Begin at the first line below and copy each line exactly, ending with the line where "import React from" appears.

(Pages as source code)
· · · · · · ·

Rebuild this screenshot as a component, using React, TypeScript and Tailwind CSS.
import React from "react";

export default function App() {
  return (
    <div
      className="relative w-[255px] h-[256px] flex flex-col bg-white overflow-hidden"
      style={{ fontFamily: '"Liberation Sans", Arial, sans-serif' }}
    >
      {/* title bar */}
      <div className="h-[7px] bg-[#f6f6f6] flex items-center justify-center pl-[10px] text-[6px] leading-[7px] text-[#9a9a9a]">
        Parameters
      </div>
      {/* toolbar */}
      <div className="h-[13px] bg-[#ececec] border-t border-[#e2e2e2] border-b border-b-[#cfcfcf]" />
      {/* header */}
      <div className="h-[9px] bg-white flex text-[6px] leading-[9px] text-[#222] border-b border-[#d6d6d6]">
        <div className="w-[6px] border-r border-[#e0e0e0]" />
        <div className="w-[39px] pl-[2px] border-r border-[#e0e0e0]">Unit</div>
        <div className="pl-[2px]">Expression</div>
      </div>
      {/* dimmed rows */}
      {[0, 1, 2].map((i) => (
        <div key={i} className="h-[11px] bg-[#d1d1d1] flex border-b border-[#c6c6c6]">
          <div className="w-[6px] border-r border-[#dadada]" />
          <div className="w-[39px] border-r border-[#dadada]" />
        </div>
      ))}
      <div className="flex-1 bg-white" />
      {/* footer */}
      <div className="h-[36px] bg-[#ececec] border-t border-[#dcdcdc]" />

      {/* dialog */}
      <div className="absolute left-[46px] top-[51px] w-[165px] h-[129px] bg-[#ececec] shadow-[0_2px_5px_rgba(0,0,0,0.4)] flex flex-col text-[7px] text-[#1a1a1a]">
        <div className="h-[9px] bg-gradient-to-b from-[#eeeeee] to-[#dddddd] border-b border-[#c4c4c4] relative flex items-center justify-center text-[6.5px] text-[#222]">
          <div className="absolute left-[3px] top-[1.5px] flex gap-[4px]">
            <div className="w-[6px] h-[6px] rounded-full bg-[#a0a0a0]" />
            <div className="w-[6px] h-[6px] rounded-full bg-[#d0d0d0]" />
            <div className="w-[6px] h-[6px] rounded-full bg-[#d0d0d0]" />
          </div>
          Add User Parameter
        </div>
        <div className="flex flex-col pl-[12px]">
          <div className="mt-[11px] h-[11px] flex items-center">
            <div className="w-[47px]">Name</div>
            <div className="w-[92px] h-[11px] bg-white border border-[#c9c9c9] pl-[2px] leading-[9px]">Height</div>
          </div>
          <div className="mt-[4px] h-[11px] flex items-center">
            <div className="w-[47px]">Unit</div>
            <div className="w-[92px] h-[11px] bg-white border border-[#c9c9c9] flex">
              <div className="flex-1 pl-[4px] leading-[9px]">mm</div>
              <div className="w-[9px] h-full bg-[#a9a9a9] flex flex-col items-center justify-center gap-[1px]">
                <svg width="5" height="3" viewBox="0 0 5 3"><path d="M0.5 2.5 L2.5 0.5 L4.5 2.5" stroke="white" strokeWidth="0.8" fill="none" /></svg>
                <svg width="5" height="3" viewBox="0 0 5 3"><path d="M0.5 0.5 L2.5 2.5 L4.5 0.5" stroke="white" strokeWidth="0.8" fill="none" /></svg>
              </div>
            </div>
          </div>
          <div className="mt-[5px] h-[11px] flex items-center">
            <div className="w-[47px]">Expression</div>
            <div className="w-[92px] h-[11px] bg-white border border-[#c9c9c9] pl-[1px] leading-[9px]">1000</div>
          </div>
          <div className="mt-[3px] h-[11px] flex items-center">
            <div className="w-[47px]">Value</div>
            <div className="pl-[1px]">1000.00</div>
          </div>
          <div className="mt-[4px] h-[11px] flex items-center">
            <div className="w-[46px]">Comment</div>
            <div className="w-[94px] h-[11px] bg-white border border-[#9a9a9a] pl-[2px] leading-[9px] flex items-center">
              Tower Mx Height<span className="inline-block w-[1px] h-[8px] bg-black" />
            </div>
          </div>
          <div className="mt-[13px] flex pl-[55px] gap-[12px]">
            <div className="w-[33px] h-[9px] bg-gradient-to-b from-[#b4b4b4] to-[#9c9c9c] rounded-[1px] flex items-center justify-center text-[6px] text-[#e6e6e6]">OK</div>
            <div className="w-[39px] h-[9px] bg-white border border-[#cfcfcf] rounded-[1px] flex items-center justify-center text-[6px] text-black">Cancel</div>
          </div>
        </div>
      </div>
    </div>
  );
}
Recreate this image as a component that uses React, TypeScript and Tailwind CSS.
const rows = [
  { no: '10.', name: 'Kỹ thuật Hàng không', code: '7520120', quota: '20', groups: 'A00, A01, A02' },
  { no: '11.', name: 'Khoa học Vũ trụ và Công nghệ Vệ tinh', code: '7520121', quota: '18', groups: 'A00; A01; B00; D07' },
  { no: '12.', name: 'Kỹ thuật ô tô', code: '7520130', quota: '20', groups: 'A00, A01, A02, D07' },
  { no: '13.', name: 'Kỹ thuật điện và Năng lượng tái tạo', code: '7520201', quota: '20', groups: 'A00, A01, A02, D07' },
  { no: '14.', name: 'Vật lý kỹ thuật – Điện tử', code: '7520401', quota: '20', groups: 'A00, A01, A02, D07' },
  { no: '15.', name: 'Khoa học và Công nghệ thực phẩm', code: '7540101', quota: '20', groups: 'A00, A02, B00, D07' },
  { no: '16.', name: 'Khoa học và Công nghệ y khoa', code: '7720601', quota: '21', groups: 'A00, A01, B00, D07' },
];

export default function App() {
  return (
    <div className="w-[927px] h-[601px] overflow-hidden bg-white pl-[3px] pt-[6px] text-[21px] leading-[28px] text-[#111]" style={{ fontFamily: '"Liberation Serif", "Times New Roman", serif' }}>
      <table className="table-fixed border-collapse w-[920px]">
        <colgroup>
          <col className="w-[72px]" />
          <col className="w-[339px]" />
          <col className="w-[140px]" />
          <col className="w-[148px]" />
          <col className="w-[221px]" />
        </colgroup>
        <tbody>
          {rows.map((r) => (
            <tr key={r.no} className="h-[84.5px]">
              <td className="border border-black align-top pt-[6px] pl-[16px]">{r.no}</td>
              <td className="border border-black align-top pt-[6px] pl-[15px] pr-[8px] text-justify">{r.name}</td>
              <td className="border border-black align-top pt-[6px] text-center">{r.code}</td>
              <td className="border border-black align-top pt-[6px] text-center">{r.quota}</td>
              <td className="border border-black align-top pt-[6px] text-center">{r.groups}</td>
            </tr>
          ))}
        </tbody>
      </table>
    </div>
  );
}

· · · · · · ·

TASK SOLUTION:
Rebuild this screenshot as a component, using React, TypeScript and Tailwind CSS.
import React from "react";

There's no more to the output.